Friday, November 20, 2009

Jim Houser at Jonathan LeVine Gallery

There's an expression when it comes to buying a piece of art: "living with the piece" - in other words, how will the buyer feel with the artwork in his home, office, etc. It's not necessarily about the size, color, and "will it match my decor?" issues. It may be in part, but for many collectors it's about "Will I still feel as jazzed about it when I get it home as I do now? and what about after a week or two? Is this just a reactionary buzz, or will it continue to stimulate me and make me love looking at it over and over?"
At the moment, all I have of Jim Houser's work is the promo poster for his show a few years ago at Jonathan Levine Gallery hanging on my wall, and the reason it's still up is because I still stop, stare, and enjoy it. I dream of having an original - someday. His current show (Oct 24 - Nov 21, 2009) once again delivers that rush I get when I walk into a gallery with a show of great work. It's vintage Houser in that it's an installation with on-site wall paintings, shelves with 3D works, all with his signatue palette, imagery, and words. And music, too! It might be easy for some to dismiss his work at first glance as being too cartoony or a send-up of self-taught art, but with some examination you'll at first begin to appreciate his craftsmanship, his consistency, and then that the work is not just a one-note cartoon and that there's quite a bit to grab hold of.

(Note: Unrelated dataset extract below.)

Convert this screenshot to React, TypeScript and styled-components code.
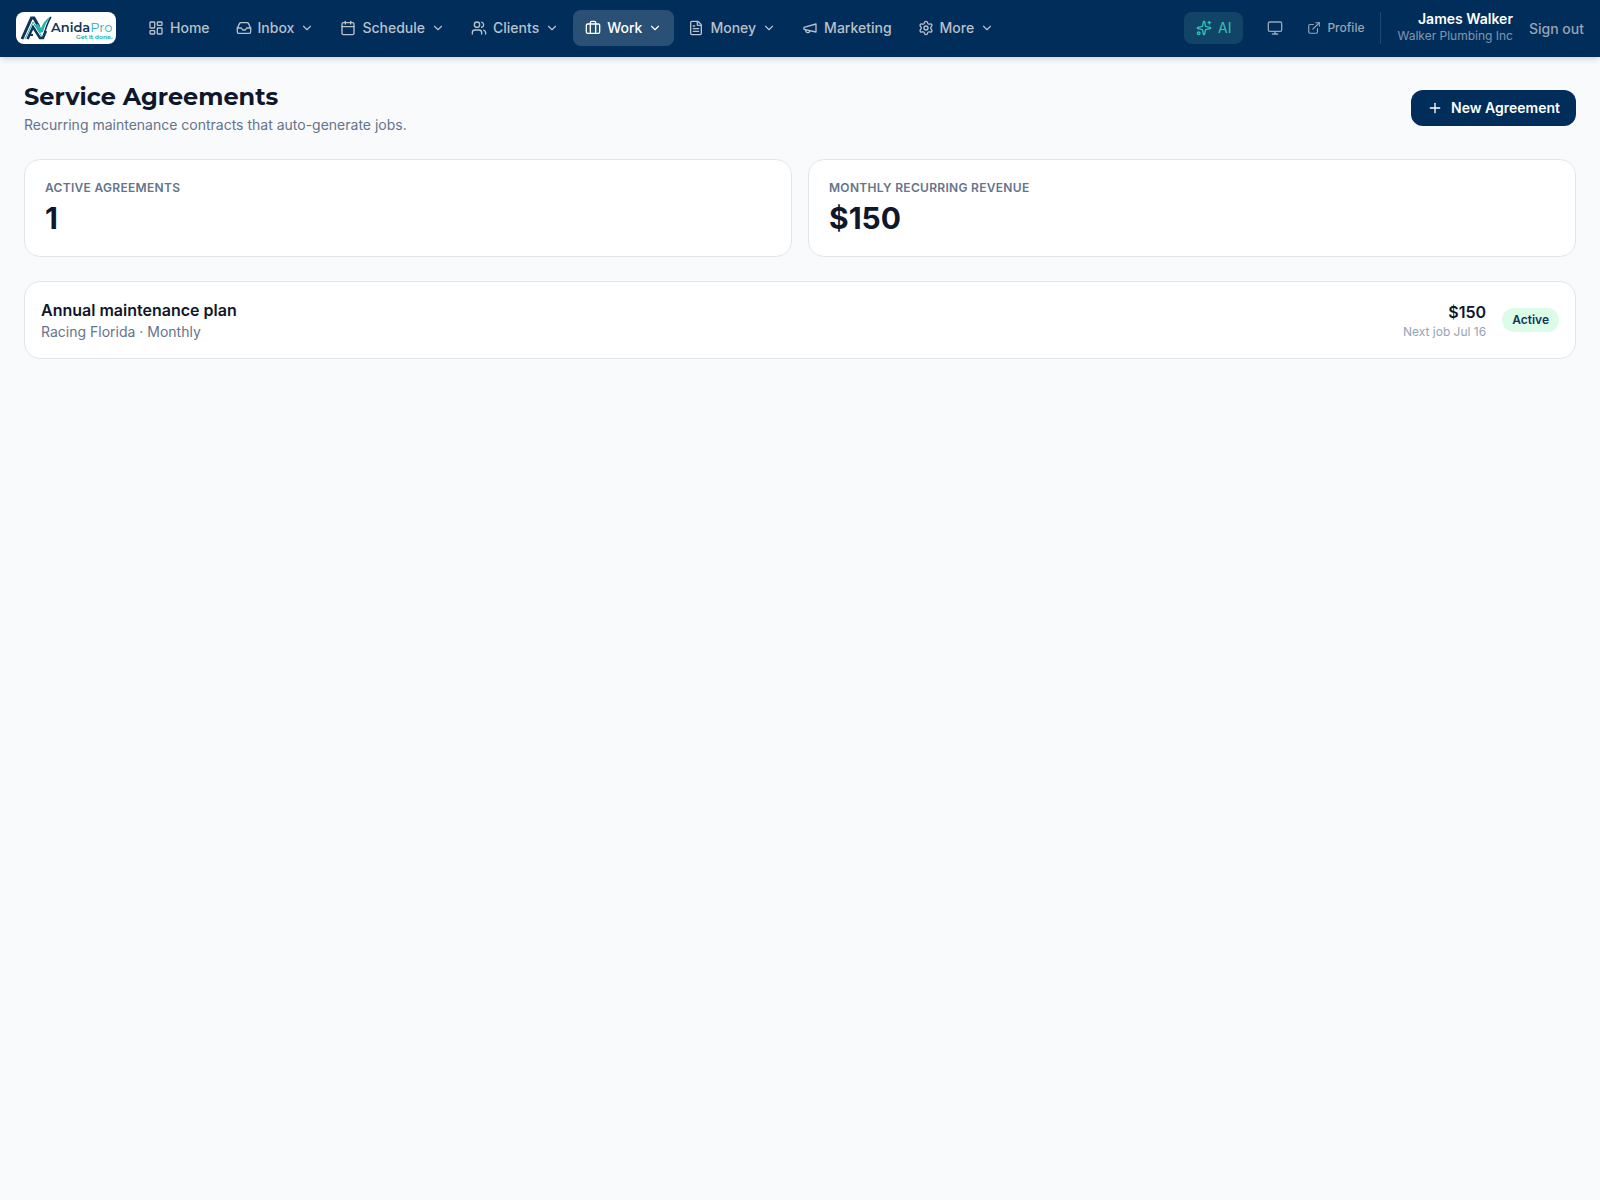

In his Fecal Face interview, Houser discusses his palette of subdued colors: "I like red and blue and variations of red and blue. That's the direction it seems to be going. Browns and tans. No more pink. No more orange. No more green. Even my black is just super dark blue or brown. My white has blue or brown in it. Sea water, dog fur, and dried blood. That's my inspiration."

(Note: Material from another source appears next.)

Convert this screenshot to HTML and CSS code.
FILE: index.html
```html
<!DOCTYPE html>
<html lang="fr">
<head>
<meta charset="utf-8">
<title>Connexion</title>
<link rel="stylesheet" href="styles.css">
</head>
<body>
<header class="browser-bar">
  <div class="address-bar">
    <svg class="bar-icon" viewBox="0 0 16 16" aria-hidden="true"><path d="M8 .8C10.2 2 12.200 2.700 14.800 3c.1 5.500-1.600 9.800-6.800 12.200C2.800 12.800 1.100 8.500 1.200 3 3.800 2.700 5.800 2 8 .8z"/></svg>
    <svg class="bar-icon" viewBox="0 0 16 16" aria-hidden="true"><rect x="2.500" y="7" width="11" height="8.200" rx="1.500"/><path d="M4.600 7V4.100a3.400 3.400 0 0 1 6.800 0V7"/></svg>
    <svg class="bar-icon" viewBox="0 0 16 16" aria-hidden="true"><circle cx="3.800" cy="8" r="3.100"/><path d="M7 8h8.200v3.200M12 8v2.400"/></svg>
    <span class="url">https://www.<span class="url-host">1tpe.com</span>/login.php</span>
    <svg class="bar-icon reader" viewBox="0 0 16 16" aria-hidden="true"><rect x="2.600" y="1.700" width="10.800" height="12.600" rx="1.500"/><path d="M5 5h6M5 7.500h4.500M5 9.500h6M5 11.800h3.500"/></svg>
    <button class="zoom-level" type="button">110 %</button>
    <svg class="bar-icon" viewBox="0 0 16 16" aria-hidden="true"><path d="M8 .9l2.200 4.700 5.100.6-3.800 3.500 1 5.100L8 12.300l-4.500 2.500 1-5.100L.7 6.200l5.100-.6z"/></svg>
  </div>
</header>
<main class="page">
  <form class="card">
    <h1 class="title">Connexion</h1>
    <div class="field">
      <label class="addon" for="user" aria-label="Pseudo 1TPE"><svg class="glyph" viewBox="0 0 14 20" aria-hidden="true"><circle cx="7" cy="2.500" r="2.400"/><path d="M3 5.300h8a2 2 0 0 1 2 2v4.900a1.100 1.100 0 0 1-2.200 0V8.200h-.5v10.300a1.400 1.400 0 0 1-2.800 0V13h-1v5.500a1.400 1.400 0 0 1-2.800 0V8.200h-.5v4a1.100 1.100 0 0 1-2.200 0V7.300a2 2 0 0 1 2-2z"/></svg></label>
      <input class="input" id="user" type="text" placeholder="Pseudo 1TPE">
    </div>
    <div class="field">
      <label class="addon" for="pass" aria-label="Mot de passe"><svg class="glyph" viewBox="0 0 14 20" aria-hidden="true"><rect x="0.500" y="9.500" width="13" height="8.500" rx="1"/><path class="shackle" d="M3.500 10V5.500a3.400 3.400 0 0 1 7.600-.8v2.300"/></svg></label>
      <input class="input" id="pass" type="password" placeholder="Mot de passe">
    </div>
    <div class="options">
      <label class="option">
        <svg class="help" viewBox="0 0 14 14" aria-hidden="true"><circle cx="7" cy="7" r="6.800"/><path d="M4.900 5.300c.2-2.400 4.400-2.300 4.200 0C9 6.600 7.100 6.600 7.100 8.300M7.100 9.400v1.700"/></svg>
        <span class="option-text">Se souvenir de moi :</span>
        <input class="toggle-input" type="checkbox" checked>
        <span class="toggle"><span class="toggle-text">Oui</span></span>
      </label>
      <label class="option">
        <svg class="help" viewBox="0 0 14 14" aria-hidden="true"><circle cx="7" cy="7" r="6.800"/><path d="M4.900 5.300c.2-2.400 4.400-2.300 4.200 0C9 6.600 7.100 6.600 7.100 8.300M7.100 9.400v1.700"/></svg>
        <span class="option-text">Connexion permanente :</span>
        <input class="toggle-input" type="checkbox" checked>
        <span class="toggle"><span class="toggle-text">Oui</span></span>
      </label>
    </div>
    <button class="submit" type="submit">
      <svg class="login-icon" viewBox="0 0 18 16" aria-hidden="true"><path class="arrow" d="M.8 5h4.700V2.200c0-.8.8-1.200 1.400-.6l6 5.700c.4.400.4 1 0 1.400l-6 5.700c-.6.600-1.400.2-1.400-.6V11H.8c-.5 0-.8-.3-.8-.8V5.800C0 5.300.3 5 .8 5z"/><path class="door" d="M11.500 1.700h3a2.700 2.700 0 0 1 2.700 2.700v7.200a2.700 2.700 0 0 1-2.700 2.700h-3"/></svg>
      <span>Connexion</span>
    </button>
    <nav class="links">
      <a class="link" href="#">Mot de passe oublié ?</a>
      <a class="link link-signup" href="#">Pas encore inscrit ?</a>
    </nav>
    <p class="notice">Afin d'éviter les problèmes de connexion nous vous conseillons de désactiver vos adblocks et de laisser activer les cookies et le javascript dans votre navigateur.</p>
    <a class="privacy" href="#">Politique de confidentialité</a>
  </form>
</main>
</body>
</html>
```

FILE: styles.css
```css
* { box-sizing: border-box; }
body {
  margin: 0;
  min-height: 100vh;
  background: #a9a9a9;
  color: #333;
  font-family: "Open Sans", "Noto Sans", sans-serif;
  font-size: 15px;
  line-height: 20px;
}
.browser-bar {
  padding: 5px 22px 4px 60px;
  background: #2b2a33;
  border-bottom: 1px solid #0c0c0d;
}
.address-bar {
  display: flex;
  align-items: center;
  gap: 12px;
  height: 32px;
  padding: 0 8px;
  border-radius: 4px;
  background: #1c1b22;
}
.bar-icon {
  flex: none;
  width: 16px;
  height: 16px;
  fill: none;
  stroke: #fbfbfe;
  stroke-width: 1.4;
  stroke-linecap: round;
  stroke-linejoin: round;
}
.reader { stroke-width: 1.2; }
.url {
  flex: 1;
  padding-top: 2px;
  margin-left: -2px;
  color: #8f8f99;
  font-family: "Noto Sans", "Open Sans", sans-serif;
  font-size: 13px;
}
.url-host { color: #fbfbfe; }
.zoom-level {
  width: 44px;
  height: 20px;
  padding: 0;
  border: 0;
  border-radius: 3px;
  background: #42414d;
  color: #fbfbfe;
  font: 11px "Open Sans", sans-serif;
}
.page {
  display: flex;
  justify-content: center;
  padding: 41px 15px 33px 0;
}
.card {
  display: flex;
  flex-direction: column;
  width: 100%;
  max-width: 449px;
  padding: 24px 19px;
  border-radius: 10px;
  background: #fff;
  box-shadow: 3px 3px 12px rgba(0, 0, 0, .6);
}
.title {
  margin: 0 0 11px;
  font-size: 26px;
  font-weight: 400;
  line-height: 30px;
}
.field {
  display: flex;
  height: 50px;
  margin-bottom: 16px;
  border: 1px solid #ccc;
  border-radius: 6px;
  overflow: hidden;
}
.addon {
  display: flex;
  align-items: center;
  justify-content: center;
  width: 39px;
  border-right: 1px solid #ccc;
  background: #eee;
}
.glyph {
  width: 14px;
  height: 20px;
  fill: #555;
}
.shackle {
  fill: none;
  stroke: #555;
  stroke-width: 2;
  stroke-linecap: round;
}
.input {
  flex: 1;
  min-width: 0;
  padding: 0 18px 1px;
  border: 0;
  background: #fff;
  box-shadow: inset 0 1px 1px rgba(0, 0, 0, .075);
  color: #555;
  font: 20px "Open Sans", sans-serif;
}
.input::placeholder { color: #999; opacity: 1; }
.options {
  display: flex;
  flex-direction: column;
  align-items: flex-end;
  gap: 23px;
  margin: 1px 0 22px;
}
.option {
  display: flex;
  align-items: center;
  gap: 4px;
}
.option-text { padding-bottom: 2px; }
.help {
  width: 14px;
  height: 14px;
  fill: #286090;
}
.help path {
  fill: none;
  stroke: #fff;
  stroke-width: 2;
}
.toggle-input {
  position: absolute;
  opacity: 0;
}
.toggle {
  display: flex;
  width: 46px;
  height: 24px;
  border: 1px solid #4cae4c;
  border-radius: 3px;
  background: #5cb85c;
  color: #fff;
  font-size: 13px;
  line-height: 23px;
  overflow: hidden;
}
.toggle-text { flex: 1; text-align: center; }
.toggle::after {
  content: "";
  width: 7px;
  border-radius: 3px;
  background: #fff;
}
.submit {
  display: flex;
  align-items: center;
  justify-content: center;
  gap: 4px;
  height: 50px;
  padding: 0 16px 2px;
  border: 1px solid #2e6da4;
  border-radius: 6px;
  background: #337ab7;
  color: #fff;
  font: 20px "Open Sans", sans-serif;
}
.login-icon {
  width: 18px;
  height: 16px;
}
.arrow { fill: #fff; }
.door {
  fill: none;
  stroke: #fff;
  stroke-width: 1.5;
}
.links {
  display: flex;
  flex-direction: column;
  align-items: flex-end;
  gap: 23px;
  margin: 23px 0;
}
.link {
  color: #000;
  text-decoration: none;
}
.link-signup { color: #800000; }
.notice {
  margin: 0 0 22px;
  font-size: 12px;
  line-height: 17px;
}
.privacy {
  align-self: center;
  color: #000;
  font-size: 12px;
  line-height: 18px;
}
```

Houser incorporates hand drawn words and phrases in various novelty typefaces, "visual poems" if you will. There is the temptation to read into and analyze the meanings and thoughts behind these words, which can be a pitfall in painting, but Houser merges them seamlessly in his works without overpowering the other images. They blend. They're fun. It's a carnival ride for your eyes, going from words to recognizable image to shapes to words again.

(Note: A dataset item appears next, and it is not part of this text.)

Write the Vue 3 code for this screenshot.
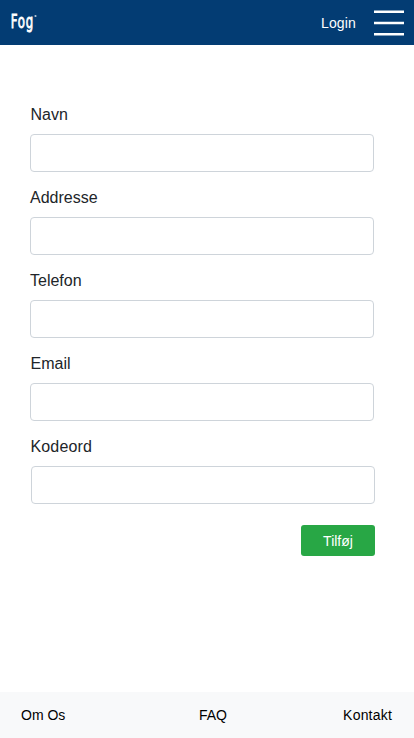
<script setup>
const fields = [
  { id: 'navn', label: 'Navn', type: 'text' },
  { id: 'addresse', label: 'Addresse', type: 'text' },
  { id: 'telefon', label: 'Telefon', type: 'tel' },
  { id: 'email', label: 'Email', type: 'email' },
  { id: 'kodeord', label: 'Kodeord', type: 'password' },
]
const links = ['Om Os', 'FAQ', 'Kontakt']
</script>

<template>
  <div class="page">
    <header class="bar">
      <svg class="logo" width="32" height="38" viewBox="0 0 32 38">
        <text transform="translate(0.8 25.8) scale(0.6 1)">Fog</text>
        <circle cx="25.5" cy="14" r="1.1" />
      </svg>
      <a class="login">Login</a>
      <svg class="menu" width="30" height="26" viewBox="0 0 30 26">
        <path d="M0 1.75H30M0 13H30M0 24.25H30" />
      </svg>
    </header>

    <form class="form" @submit.prevent>
      <div v-for="f in fields" :key="f.id" class="group" :class="f.id">
        <label :for="f.id">{{ f.label }}</label>
        <input :id="f.id" :type="f.type" />
      </div>
      <button type="submit">Tilføj</button>
    </form>

    <footer class="foot">
      <a v-for="l in links" :key="l">{{ l }}</a>
    </footer>
  </div>
</template>

<style>
body {
  background: #fff;
}
</style>

<style scoped>
.page {
  box-sizing: border-box;
  height: 738px;
  display: flex;
  flex-direction: column;
  font-family: "Liberation Sans", Arial, sans-serif;
  color: #212529;
}
.bar {
  box-sizing: border-box;
  height: 45px;
  padding: 0 10px;
  display: flex;
  align-items: center;
  background: #033c73;
}
.logo {
  margin-bottom: 3px;
}
.logo text {
  font-family: "DejaVu Sans", sans-serif;
  font-size: 19.6px;
  letter-spacing: 1.1px;
  fill: #fff;
  stroke: #fff;
  stroke-width: 0.9;
}
.logo circle {
  fill: #b8c8d8;
}
.login {
  margin-left: auto;
  margin-right: 18px;
  font-size: 14px;
  line-height: 20px;
  letter-spacing: 0.15px;
  color: #fff;
}
.menu {
  stroke: #fff;
  stroke-width: 2.5;
}
.form {
  flex: 1;
  padding: 58px 39px 0 30px;
  display: flex;
  flex-direction: column;
}
.group {
  width: 344px;
  margin-bottom: 14px;
}
label {
  display: block;
  height: 24px;
  margin-bottom: 7px;
  font-size: 16px;
  line-height: 24px;
}
.navn label,
.email label {
  padding-left: 0.5px;
}
.kodeord label {
  padding-left: 0.5px;
  letter-spacing: 0.15px;
}
input {
  display: block;
  box-sizing: border-box;
  width: 344px;
  height: 38px;
  padding: 6px 12px;
  border: 1px solid #ced4da;
  border-radius: 4px;
  background: #fff;
  font: inherit;
}
.kodeord input {
  margin-left: 1px;
}
button {
  align-self: flex-end;
  width: 74px;
  height: 31px;
  margin-top: 7px;
  padding: 2px 0 0;
  border: 0;
  border-radius: 3px;
  background: #28a745;
  color: #fff;
  font-family: inherit;
  font-size: 14px;
  line-height: 21px;
}
.foot {
  box-sizing: border-box;
  height: 46px;
  padding: 0 22px 0 21px;
  display: grid;
  grid-template-columns: 1fr auto 1fr;
  align-items: center;
  background: #f8f9fa;
  color: #000;
  font-size: 14px;
}
.foot a:nth-child(2) {
  padding-left: 13px;
}
.foot a:last-child {
  text-align: right;
  letter-spacing: 0.2px;
}
</style>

Some of the words reflect thoughts about his late wife and his own difficulties with health issues, among other things. With "Make Room for Emptiness" the press release states that Houser "has celebrated the affirmation of a new love and also has received medical treatment for his previous health condition." Both are cathartic elements for anyone to experience, and how could it not be reflected in an artist's work, particularly Jim Houser's?
Jonathan Levine Gallery is located at 529 W 20th St (10th and 11th Ave), 9th Flr, NYC.